An incident that occured quite long ago in my life will prove my point. When I was a little girl (I got this story from my mom, though she doesn't seem to remember this now!), rather more of a baby, to be exact when I couldn't talk, my mum, dad and I lived in a joint family, I know I know...loads of people to look after the little one, but well that was precisely the reason, I could get dropped and the act would go completely unnoticed.

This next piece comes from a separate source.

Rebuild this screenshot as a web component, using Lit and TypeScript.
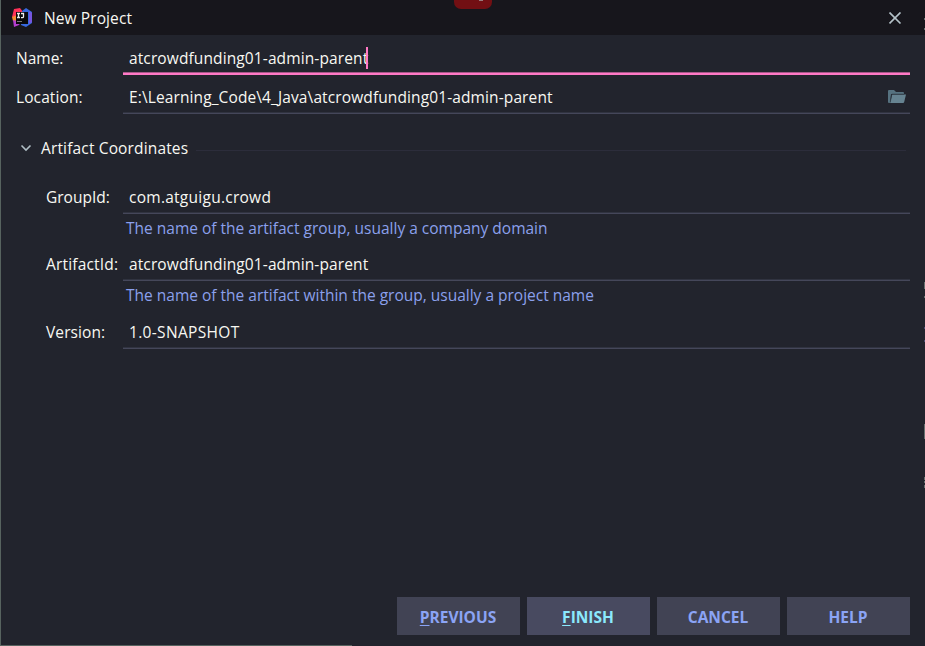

My father's sister, then unmarried and really young, used to live with us. She was nuts about children and would simply not allow anybody else to hold them. And so when I was born, she could never get enough of me. She would fuss around and ensure that only she fed me. All that attention aside, one evening before my mom could return from work, my aunt was dutifully carrying me around, and generally trying to show me a good time. The innocent bundle of joy that I was, I cheerfully tagged along (like I had a choice). We went out onto the balcony, enjoyed the flowers and when the bees started to annoy we decided to go down and wait near the gate for my mom to return. The staircase it had to be, so while making our way down, my aunt dropped me right on the stairs. I went tumbling down till the last step and stood up crying. I was hurt on my lip and no where else, luckily enough. My aunt, after she realised what had happened, came running after me and helped me up. Damage done, she shushed me and I quietened.
My mom came home, saw me with the hurt lip, and did not quite understand what had happened until my aunt sheepishly told her what she had done. Me, I was too small to blame somebody for my accident and if my mom had not noticed this might have just been another accident gone unnoticed.
I was lucky in the sense, my aunt was old enough to admit it, but when the predator is old enough to know they are wrong yet young enough to not own up, well, then the baby is in biiiiig trouble.
This reminds of one really funny incident that took place long time ago. I am just the third person here and nobody need get ideas about me being the tormentor!. The protoganists are two little cousins of mine. The predator (girl, older sister) was about 4 yrs old and the prey(boy, younger brother) was 2. So here goes the story:
The little girl lived on the floor above the boy. Now as is the case many times, before the little boy was born, the little girl ruled her house and the one below her's. When the little boy was born, her regime abruptly ended. PYT (poor young thing!) wanted to extract revenge. Revenge for walking into her lair, revenge for uprooting her rule, revenge for becoming the apple of everyone's eye. She waited and planned for two painful years so that the moment was right. He was 2 and she was 4. He was still learning to speak (boys, she thought, they take time don't they?). So one day, when nobody was around, she quietly crept up behind him and pinched him. She pinched him so hard that he began to cry, and loudly too. Now, when a little boy cries all the people in the house simply run to his recuse. She then came into the room just like the others(well before everybody could come, she snuck out and ran back in like everyone else!) to see what had happened to her wailing brother. Sheer intelligence, I say. She took charge of the situation and started hitting the wall saying "You bad bad horrible wall, how could you hit my brother" . AWW.. that was exactly what everybody said. She simply loves her brother, they went on to say, and then they left the room. Miss Predator had found the perfect revenge. She would do it every now and then and get away unwatched. Well, good times don't last long, and so it was that an aunt was actually watching the scene unnoticed (by the little girl!). She found what the little girl was doing and the attacks ended. Everyone got to know what was actually going wrong and life was now a lot happier for Mr. Prey.
My point made, I assume. Infants are in such a stage where they really cannot tell what happened or who did what to them, at the same time they are hurt, the poor things, and they cannot help wailing. Such are the infant woes.